* Start Input records *
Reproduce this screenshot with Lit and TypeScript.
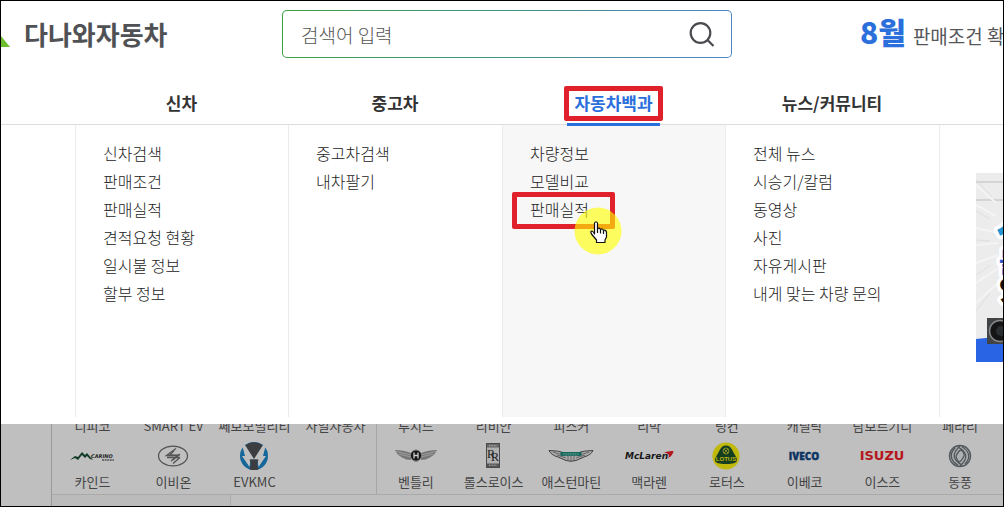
* End Input records *
* Start Input records *
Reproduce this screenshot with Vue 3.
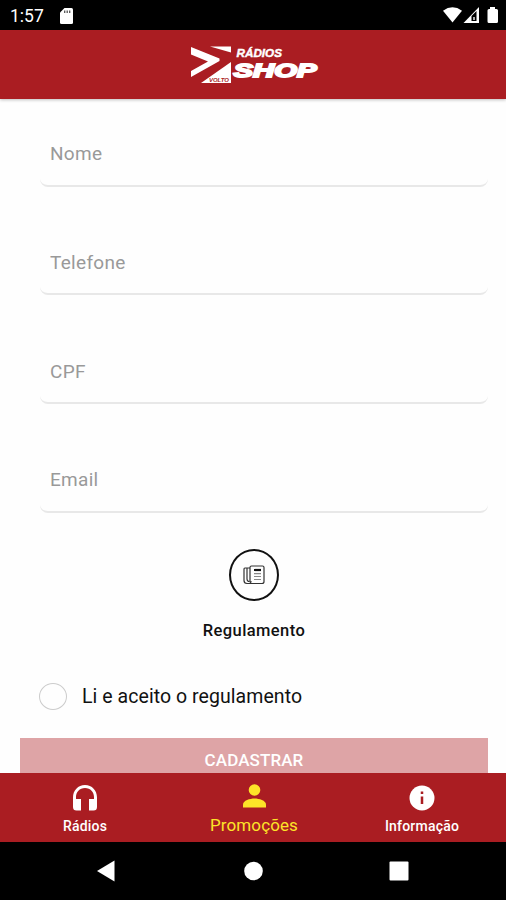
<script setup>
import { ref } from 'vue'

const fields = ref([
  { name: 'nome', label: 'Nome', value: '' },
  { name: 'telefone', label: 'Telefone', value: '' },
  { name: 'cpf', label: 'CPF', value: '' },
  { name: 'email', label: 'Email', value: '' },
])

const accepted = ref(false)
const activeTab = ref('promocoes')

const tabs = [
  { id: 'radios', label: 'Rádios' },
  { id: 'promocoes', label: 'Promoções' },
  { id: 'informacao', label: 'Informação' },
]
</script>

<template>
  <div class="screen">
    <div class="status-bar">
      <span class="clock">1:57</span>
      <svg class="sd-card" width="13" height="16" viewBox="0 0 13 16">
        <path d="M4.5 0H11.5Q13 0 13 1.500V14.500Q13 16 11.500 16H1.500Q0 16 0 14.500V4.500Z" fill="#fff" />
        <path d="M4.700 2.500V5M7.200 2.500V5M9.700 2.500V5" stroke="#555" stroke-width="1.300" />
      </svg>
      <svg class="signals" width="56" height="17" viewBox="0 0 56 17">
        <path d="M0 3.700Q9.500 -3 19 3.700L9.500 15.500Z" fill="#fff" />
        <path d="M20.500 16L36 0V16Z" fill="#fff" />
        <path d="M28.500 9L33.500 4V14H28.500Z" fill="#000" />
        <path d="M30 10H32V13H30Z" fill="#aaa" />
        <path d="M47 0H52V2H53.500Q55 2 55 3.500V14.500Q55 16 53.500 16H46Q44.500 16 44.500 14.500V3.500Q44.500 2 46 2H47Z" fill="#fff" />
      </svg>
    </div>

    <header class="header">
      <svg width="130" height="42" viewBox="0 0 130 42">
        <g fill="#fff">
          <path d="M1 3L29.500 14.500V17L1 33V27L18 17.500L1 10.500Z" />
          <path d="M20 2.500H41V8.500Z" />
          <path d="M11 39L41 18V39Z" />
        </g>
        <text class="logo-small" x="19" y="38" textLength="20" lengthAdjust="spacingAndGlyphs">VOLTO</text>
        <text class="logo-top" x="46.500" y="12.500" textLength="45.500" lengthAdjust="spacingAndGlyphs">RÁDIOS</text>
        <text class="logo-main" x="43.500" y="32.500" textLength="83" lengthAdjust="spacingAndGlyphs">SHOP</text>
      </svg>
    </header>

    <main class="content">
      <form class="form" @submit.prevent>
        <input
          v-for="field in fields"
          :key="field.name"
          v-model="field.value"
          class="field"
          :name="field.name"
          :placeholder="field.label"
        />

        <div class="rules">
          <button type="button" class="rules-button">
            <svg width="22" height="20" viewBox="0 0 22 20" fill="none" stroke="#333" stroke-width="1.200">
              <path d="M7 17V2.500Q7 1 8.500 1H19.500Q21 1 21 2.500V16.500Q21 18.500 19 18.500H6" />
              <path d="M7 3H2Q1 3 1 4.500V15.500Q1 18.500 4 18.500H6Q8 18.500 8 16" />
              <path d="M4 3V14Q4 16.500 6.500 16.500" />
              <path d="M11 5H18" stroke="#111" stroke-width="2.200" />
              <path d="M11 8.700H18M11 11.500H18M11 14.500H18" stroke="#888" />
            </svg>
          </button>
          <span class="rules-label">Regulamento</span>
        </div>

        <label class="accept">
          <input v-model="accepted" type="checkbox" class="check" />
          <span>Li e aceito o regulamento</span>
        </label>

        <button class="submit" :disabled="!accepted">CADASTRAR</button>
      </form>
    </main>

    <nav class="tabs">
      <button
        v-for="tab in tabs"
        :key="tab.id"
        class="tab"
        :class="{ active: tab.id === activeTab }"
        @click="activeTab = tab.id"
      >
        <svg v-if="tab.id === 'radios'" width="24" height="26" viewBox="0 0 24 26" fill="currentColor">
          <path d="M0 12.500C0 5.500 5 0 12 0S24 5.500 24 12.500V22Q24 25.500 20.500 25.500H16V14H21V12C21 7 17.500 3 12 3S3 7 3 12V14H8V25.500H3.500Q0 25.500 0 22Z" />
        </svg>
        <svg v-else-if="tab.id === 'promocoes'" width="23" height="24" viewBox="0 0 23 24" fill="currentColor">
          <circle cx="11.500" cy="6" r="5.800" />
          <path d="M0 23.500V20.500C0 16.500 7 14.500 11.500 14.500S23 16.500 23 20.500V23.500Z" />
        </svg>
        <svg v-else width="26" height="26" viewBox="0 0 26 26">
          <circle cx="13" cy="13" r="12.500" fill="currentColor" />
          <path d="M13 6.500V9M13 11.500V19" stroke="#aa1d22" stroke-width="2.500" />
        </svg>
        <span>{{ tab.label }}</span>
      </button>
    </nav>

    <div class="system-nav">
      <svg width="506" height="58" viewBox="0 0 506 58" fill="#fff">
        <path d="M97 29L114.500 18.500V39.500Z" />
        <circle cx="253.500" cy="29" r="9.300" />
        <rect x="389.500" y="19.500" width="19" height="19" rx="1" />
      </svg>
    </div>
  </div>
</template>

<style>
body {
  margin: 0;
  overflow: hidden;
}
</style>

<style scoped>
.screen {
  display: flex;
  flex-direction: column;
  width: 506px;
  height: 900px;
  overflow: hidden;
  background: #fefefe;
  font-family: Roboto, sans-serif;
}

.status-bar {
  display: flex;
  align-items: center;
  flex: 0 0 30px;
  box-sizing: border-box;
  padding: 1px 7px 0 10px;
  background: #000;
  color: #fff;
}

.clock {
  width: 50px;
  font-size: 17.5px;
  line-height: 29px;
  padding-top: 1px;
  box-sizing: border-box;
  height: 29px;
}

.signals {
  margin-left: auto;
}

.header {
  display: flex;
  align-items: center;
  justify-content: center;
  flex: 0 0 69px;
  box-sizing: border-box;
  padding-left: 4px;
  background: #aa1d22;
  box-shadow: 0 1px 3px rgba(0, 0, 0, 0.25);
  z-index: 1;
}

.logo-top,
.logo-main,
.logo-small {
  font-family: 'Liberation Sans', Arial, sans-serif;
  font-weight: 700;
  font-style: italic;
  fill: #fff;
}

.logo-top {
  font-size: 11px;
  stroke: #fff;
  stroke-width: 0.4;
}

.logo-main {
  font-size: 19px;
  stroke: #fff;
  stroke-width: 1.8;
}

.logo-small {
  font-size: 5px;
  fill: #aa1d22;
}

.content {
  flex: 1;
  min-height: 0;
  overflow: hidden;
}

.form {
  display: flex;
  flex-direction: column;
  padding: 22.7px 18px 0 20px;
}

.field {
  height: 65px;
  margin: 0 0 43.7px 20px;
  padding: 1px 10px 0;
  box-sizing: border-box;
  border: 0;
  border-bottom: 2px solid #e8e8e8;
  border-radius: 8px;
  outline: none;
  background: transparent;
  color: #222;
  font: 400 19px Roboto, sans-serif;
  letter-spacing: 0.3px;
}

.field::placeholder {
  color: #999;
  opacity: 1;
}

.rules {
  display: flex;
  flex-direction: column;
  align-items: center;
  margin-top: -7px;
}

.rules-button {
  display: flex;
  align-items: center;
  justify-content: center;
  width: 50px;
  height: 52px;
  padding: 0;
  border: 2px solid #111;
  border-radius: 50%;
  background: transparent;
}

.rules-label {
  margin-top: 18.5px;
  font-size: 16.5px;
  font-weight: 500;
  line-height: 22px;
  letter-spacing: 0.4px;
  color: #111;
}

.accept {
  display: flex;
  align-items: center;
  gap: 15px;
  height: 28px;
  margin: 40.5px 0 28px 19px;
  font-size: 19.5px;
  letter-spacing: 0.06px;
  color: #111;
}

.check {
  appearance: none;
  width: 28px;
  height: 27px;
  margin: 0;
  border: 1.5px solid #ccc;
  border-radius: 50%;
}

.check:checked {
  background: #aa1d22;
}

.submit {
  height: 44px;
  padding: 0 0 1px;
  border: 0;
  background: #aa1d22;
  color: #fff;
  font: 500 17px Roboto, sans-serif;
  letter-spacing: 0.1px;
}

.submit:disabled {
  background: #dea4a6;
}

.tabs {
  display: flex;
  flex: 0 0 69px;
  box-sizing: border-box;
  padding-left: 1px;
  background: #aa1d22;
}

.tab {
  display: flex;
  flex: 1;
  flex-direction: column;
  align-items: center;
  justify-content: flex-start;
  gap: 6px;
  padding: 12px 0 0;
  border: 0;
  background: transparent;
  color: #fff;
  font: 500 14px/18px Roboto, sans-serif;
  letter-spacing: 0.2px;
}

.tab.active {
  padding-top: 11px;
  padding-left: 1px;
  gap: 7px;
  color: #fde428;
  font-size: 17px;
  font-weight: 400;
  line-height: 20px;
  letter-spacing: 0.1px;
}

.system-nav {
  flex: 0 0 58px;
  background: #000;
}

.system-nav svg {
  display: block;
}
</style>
* End Input records *
* Start Input records *
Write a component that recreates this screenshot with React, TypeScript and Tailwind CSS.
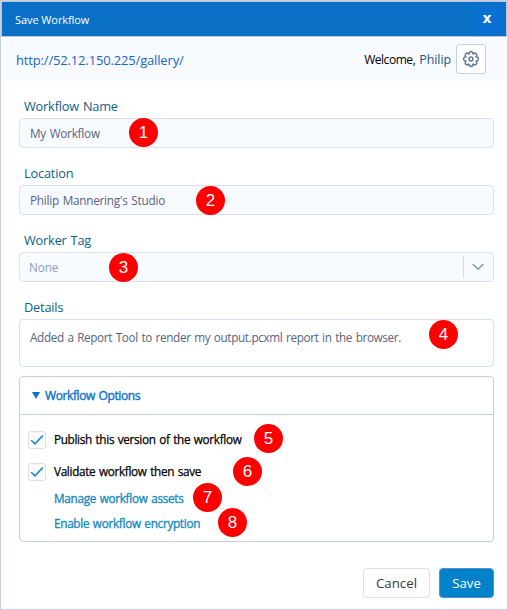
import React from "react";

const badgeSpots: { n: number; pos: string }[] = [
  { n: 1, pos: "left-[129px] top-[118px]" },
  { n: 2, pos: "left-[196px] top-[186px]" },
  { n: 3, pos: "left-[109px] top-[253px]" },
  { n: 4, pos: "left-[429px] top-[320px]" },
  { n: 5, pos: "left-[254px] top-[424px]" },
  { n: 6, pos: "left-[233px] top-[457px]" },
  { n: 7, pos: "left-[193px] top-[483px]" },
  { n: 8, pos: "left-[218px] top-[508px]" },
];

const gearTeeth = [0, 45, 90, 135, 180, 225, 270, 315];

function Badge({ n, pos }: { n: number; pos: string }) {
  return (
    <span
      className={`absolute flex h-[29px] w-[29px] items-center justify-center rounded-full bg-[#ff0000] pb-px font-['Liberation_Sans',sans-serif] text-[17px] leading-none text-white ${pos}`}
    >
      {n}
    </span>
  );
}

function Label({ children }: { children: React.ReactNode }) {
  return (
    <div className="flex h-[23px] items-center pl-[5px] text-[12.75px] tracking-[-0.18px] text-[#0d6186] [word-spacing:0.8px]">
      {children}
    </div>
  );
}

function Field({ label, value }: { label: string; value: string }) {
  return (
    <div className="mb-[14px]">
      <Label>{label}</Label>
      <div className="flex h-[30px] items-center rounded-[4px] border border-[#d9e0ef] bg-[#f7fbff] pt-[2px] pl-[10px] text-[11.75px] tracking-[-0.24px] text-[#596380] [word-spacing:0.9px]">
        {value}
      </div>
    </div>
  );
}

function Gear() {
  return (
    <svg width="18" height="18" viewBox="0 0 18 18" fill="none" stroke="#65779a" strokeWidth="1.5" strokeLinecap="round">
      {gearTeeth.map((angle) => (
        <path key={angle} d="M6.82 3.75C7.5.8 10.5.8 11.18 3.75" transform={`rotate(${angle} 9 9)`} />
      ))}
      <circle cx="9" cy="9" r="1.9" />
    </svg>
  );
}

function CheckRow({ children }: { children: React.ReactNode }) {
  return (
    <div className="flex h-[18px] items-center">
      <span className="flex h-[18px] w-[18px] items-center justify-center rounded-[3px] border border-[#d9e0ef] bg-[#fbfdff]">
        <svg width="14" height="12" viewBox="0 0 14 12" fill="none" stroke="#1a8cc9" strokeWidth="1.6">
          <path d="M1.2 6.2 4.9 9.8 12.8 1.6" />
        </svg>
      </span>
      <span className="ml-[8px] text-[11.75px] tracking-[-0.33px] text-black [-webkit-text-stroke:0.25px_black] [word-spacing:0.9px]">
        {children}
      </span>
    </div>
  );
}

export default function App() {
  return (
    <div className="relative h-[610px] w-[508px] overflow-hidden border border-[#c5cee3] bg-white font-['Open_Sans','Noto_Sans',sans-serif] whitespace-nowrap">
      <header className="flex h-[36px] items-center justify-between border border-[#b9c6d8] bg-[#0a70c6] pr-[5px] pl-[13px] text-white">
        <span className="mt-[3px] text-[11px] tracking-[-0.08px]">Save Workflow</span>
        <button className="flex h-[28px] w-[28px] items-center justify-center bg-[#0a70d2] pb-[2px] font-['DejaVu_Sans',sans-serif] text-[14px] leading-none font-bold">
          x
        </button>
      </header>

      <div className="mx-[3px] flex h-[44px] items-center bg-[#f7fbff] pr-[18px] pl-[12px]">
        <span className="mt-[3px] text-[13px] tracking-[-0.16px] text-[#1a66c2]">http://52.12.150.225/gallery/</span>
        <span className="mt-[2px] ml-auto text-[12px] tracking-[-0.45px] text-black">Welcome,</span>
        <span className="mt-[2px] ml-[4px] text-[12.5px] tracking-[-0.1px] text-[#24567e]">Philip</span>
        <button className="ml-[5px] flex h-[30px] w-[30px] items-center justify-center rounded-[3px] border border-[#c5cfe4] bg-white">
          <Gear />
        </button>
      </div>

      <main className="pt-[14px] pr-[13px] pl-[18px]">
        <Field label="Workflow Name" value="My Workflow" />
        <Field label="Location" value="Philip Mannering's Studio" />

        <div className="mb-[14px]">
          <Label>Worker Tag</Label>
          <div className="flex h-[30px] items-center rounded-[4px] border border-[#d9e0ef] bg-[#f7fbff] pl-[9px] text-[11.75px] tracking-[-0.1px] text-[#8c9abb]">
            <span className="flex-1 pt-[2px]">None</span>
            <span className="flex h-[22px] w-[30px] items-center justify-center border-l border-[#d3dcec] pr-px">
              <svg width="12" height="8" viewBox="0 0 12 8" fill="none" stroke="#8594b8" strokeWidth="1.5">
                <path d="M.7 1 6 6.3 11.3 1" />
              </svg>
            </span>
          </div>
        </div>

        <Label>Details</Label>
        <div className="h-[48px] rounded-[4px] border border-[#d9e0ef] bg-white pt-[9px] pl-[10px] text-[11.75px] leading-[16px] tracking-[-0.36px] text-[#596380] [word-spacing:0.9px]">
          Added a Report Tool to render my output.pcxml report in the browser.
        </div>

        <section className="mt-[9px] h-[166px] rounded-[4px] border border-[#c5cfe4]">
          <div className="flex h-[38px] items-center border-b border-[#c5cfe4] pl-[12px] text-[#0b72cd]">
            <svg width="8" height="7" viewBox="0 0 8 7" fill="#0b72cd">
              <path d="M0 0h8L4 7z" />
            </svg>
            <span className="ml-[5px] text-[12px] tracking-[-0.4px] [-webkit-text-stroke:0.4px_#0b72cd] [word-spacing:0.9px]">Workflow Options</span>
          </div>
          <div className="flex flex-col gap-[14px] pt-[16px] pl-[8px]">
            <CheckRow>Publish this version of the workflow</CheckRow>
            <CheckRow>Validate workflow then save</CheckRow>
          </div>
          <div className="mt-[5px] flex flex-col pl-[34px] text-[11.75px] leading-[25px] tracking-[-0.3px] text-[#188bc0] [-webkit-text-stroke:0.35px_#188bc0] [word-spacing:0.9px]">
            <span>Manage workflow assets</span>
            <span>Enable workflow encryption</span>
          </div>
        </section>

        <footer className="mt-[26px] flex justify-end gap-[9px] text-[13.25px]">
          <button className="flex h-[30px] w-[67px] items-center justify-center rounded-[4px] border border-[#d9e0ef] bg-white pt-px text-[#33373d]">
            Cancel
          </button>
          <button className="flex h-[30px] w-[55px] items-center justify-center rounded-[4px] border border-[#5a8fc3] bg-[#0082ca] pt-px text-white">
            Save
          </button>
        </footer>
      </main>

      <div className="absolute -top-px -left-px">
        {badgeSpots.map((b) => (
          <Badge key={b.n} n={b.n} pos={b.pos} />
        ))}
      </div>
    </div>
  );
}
* End Input records *
▶ _Problem description_: Give back the exact lines above, running from the one that has "Write a component" through the one that has "import React from", with nothing added and no pictures.

▶ _Expected answer_:
Write a component that recreates this screenshot with React, TypeScript and Tailwind CSS.
import React from "react";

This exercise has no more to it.